Entries supplied:

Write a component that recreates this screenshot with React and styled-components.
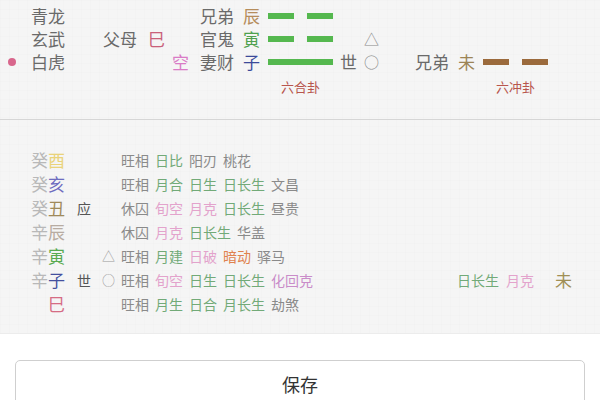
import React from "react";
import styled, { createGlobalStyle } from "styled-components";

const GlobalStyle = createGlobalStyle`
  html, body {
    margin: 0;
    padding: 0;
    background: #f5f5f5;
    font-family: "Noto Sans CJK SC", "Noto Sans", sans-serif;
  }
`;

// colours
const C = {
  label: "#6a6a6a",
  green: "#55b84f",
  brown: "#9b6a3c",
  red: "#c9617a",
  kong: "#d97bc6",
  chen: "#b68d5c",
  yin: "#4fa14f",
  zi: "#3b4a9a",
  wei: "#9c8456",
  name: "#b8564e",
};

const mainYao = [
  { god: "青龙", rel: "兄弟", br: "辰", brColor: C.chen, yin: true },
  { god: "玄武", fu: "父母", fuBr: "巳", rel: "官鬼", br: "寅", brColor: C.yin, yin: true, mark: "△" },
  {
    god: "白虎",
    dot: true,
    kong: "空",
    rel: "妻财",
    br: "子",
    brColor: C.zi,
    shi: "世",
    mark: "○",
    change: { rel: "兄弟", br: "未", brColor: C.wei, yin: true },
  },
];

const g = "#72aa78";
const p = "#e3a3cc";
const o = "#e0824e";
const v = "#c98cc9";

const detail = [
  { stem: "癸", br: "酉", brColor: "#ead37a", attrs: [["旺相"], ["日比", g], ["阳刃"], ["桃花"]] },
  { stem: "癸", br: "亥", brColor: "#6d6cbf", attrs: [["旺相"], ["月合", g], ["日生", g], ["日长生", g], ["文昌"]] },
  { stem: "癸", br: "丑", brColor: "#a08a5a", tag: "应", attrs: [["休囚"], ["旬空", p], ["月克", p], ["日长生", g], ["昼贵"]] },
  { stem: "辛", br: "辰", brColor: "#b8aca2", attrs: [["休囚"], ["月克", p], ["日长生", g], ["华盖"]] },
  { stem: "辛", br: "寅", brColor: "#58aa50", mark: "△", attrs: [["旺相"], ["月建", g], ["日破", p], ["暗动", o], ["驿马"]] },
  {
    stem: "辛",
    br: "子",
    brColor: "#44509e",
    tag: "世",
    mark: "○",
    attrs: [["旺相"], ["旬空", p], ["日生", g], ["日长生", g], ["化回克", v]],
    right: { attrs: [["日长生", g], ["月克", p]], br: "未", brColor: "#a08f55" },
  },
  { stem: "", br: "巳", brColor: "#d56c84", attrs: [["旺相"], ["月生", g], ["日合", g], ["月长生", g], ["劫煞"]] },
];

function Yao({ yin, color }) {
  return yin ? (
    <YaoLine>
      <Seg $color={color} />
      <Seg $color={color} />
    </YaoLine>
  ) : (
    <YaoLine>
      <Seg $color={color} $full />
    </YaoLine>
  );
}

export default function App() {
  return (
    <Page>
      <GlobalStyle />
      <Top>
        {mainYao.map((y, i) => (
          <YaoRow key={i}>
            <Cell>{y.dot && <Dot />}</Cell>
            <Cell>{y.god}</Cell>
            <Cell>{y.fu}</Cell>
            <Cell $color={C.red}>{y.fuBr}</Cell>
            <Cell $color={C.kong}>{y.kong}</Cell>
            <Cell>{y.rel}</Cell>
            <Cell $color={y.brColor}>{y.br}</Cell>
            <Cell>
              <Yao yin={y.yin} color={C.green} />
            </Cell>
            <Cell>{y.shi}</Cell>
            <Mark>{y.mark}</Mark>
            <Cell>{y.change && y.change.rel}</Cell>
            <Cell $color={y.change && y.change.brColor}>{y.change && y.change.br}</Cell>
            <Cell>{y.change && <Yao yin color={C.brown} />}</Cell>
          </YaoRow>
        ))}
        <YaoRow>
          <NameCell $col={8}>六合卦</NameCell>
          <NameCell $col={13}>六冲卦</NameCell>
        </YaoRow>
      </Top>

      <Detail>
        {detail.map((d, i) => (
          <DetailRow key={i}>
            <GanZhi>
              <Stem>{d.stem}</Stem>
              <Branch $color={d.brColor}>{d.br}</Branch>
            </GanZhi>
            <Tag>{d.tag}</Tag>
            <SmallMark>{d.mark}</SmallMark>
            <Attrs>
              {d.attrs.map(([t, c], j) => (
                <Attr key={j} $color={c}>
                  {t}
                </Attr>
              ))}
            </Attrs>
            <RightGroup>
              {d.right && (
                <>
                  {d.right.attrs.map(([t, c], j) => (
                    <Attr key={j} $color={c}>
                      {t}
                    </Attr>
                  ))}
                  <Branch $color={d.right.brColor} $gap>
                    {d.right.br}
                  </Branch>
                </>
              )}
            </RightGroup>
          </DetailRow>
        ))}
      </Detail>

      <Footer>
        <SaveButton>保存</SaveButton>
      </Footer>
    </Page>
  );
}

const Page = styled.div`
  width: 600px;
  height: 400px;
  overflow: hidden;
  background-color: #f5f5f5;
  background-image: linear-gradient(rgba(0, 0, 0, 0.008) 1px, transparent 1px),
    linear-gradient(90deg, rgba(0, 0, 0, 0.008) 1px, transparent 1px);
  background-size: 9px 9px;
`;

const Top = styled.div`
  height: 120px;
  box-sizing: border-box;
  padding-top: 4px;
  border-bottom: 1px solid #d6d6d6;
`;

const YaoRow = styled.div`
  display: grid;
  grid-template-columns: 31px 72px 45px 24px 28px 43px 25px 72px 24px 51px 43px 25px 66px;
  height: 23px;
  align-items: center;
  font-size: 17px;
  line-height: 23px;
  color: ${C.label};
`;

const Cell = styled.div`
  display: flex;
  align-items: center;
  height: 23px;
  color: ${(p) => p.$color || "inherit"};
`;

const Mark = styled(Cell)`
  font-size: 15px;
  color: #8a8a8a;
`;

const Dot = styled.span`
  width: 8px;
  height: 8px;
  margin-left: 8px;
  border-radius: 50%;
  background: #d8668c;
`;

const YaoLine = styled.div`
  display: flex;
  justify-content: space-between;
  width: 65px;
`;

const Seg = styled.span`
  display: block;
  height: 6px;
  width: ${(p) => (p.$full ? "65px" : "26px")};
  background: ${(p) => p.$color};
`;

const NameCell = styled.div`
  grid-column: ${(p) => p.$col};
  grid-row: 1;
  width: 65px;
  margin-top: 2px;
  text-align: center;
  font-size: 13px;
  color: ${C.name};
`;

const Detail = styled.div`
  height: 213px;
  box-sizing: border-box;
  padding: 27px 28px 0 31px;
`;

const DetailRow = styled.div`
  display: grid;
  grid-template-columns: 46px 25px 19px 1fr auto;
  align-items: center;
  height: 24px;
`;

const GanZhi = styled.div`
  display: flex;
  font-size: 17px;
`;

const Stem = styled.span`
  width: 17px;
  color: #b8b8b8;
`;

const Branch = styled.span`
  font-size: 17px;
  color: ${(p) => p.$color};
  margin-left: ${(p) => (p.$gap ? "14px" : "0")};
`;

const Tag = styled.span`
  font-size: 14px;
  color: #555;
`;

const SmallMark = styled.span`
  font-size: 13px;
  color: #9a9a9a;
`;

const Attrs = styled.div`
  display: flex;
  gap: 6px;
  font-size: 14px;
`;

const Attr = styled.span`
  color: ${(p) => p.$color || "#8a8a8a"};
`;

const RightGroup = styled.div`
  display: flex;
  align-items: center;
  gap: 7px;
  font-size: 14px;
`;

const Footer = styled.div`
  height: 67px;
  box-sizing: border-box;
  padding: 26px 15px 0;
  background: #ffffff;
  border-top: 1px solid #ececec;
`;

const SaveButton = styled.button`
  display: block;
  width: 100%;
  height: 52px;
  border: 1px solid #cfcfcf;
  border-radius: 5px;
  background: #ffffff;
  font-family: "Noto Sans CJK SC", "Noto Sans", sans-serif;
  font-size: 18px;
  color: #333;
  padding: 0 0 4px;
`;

--

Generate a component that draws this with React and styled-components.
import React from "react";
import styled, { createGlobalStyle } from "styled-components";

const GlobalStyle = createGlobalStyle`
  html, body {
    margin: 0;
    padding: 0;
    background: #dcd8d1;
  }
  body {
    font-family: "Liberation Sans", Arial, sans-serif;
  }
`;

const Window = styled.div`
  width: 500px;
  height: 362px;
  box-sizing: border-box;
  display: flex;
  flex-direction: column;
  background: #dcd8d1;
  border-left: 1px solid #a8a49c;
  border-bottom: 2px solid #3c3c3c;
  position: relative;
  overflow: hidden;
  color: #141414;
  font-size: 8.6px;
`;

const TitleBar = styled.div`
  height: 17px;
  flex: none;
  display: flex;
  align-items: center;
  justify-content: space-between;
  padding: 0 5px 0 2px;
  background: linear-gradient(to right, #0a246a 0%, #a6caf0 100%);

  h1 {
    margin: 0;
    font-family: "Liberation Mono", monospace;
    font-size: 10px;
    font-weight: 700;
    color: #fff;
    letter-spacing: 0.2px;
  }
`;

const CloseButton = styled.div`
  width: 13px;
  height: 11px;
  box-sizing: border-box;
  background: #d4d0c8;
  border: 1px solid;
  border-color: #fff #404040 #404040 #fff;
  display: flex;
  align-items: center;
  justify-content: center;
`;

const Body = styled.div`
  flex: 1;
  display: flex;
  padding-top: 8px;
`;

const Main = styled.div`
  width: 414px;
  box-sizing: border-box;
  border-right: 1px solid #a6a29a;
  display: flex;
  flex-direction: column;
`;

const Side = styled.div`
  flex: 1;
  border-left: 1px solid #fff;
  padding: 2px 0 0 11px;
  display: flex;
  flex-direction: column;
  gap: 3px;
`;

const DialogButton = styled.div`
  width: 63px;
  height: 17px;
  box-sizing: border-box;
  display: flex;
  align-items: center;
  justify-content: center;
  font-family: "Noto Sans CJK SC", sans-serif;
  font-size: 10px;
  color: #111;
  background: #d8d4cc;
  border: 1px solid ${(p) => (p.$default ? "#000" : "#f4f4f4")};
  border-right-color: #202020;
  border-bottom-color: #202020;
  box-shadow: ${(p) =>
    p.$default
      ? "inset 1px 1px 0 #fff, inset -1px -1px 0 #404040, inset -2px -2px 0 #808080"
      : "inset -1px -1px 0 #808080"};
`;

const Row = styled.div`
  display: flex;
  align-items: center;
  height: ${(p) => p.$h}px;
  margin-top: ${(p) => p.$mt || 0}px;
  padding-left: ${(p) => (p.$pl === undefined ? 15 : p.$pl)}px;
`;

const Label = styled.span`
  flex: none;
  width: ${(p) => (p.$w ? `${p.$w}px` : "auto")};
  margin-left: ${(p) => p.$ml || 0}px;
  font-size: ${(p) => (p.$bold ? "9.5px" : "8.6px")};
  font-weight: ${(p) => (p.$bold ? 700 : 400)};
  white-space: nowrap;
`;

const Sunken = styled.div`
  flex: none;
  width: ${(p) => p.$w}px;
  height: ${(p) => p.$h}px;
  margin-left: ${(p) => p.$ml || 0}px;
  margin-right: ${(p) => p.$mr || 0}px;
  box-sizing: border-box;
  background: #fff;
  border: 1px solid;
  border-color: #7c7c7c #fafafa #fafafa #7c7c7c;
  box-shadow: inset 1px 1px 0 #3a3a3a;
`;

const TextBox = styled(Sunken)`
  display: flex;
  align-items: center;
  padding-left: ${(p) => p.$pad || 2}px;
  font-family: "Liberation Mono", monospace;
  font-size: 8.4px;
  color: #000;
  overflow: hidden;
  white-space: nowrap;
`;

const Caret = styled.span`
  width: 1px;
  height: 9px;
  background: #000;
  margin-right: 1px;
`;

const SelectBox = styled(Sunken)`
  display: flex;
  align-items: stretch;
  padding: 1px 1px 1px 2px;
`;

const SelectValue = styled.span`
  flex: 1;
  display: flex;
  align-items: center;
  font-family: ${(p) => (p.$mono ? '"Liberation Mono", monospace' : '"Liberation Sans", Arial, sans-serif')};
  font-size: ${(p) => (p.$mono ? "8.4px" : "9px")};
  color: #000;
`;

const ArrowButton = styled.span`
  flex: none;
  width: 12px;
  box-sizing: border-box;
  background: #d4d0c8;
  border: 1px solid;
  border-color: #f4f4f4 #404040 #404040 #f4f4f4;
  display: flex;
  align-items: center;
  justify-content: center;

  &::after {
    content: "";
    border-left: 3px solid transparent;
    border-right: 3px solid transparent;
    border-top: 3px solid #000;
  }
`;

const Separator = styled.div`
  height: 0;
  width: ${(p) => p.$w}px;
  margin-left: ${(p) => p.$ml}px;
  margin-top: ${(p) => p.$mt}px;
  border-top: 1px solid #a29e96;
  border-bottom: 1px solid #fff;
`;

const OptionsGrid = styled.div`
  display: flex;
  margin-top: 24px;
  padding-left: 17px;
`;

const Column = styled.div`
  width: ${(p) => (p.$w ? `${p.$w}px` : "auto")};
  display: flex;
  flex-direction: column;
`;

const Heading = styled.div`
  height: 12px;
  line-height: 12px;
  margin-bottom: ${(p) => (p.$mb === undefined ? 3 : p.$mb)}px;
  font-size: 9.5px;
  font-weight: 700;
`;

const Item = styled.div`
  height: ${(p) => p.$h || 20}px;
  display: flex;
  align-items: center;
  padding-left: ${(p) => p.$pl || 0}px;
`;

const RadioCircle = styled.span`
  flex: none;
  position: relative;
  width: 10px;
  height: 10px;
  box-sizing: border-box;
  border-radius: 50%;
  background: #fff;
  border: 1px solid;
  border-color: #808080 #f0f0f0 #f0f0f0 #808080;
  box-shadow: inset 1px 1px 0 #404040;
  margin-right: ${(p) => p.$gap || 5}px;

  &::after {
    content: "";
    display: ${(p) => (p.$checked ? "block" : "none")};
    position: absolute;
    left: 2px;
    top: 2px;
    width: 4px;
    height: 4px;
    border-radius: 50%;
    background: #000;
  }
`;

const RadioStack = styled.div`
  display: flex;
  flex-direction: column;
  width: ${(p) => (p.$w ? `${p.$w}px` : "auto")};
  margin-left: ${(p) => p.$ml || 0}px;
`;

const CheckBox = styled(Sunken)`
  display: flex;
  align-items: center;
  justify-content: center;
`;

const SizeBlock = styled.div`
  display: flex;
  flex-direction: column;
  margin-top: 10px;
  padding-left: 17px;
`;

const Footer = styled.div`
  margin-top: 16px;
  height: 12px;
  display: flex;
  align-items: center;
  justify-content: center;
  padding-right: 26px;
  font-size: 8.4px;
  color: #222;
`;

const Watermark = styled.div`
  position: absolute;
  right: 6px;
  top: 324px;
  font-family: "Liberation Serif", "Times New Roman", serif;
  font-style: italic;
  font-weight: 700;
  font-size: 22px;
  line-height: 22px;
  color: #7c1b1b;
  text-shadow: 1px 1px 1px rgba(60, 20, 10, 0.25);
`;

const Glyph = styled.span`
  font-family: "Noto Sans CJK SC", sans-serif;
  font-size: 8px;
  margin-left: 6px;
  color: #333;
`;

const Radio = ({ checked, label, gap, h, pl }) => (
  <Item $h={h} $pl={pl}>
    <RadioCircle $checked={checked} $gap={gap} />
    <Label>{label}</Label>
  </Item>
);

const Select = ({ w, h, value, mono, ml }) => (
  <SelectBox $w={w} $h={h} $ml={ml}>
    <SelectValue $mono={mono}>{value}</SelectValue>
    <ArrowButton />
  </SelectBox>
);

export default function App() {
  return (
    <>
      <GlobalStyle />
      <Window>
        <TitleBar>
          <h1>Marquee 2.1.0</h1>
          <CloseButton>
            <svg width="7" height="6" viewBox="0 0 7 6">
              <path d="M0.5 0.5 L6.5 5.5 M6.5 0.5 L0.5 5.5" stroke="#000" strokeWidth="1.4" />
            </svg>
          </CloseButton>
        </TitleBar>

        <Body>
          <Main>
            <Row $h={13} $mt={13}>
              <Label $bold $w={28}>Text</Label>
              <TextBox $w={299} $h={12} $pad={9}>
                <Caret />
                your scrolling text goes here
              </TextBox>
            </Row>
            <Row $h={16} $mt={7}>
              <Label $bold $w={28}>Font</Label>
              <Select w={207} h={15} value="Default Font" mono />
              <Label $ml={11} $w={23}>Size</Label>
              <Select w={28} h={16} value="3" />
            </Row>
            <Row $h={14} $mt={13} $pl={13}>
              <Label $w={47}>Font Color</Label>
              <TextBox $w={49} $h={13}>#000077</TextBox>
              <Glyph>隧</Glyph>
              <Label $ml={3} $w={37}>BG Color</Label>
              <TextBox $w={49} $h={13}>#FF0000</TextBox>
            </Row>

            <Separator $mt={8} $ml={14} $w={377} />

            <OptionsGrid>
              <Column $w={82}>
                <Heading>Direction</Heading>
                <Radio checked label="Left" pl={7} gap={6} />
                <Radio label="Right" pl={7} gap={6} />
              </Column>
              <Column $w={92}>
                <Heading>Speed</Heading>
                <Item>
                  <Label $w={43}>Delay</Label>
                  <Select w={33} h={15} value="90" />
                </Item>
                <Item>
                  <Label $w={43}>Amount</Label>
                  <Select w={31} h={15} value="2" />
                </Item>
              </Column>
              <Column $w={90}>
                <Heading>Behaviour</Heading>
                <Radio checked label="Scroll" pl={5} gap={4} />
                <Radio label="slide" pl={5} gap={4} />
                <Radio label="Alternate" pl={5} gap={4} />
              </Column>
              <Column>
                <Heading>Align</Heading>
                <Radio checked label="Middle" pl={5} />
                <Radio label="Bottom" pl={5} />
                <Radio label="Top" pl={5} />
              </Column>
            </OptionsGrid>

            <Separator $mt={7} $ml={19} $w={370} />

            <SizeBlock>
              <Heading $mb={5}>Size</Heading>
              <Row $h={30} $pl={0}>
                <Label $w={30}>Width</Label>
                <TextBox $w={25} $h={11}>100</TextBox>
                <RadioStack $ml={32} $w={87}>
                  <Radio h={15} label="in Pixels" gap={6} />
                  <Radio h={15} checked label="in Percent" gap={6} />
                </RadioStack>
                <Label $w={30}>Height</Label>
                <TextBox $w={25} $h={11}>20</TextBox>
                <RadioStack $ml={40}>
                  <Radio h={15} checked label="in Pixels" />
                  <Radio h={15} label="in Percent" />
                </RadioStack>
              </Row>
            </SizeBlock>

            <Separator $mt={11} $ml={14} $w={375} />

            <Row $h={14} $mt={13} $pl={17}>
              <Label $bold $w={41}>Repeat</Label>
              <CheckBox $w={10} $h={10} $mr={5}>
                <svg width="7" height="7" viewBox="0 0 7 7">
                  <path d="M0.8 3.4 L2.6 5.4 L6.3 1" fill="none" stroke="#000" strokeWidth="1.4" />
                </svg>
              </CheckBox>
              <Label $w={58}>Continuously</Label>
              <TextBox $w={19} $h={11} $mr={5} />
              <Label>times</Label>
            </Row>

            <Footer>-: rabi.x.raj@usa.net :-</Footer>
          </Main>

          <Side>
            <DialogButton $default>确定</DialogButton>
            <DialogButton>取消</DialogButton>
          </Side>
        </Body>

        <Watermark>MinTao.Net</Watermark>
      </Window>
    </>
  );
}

Exercise goal: Retype the portion of the data above that starts on the line with "Generate a component" and finishes on the line with "background: linear-gradient(to right, #0a246a", including both of those lines.

Response for this exercise:
Generate a component that draws this with React and styled-components.
import React from "react";
import styled, { createGlobalStyle } from "styled-components";

const GlobalStyle = createGlobalStyle`
  html, body {
    margin: 0;
    padding: 0;
    background: #dcd8d1;
  }
  body {
    font-family: "Liberation Sans", Arial, sans-serif;
  }
`;

const Window = styled.div`
  width: 500px;
  height: 362px;
  box-sizing: border-box;
  display: flex;
  flex-direction: column;
  background: #dcd8d1;
  border-left: 1px solid #a8a49c;
  border-bottom: 2px solid #3c3c3c;
  position: relative;
  overflow: hidden;
  color: #141414;
  font-size: 8.6px;
`;

const TitleBar = styled.div`
  height: 17px;
  flex: none;
  display: flex;
  align-items: center;
  justify-content: space-between;
  padding: 0 5px 0 2px;
  background: linear-gradient(to right, #0a246a 0%, #a6caf0 100%);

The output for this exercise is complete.